Though he was talking more to himself than to her, she tilted her head and paused. She rose slowly to her feet and reached out for his good hand. She tugged and he stood up. She led him out of the barn, just as the rosy edge of dawn was playing along the tree tops, and she kept talking as they walked up and over the hill behind the barn. “I know what it’s like to be around dyin’ people, Mister Otis. Mama said I’m good with ‘em. She said I have a good sense for what they need and how to treat ‘em. I can nurse just about anybody. And I can hold their hand while they’re dyin’, and listen to their memories and wishes and dreams.”
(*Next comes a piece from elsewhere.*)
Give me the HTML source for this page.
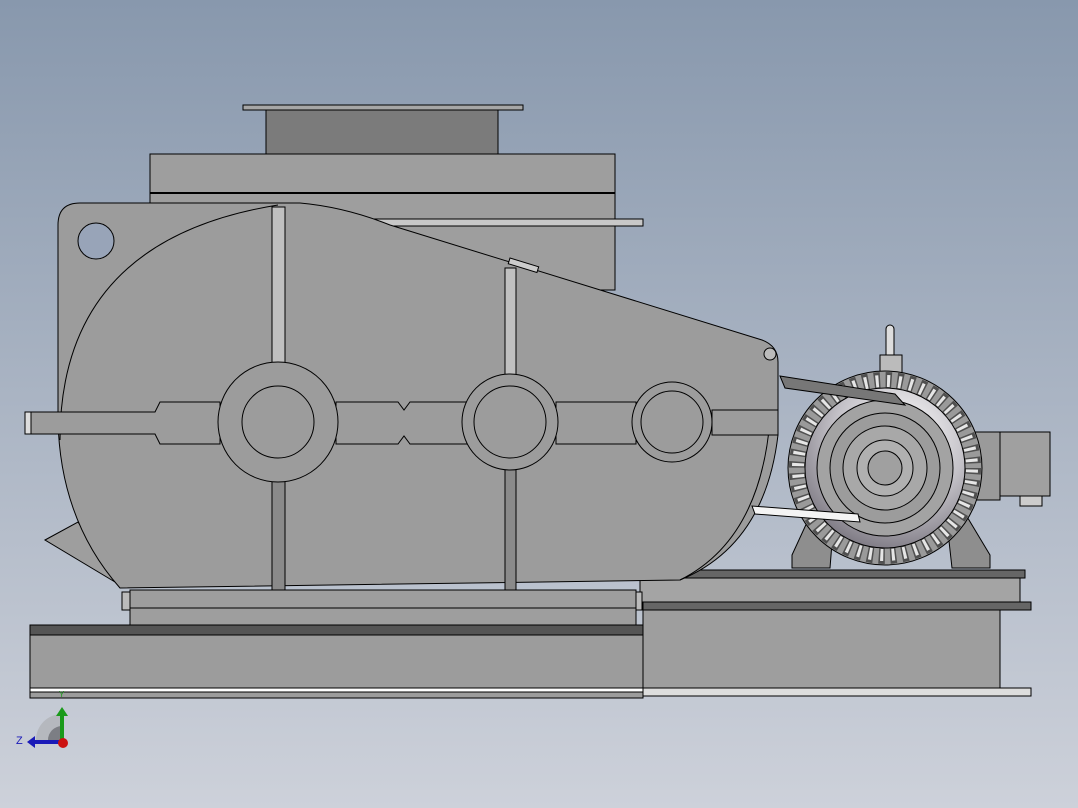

They crested the hill and stood looking down at a clearing, with the sun breaking over the trees and shining rays across the valley. There, in neat rows, were dozens of graves with wooden crosses marking each one.

“That’s my family, Mr. Otis. Daddy is there beside his mama and daddy, and there’s the spot where we’ll bury Mama. Eight of my brothers are in that second row. The youngest was 12 and the oldest was 26. All of ‘em went to war – some of ‘em at Bull Run and some of ‘em at Fredericksburg. One of ‘em was at Rich Mountain. And all five sisters are in the next row. Two of ‘em died havin’ babies, and the other three took the fever and never got better. There are baby graves and husbands who were killed in the war and a few aunts and uncles in there, too. I got one brother left. Just him and me are all that’s left.”

Otis felt the sadness and bitterness wash over him, distinctly at odds with the matter-of-fact voice beside him. “Why aren’t you crying, little girl? How can you talk about your dead family like it’s an every-day thing.”

“Well, it is sorta an every-day thing,” she said. “But that don’t mean I take kindly to it.” She paused for a moment, and then straightened up her back. “I just remember what Mama told me.” Lily turned her face to the sun and took a deep breath of the early morning air. “There’s no use dyin’ before you’re dead. As long as I can take a breath, I got things to do.”

Otis thought of his dead sons and the litters he’d carried off the battlefield. Then he turned his face toward the rising sun and felt the warmth light up his face. He breathed the fresh scent of dew-covered grass.

“Come on, girl. I got work to finish before folks start coming with those flowers for your mama.”

They turned their backs on the graves and walked back down the hill.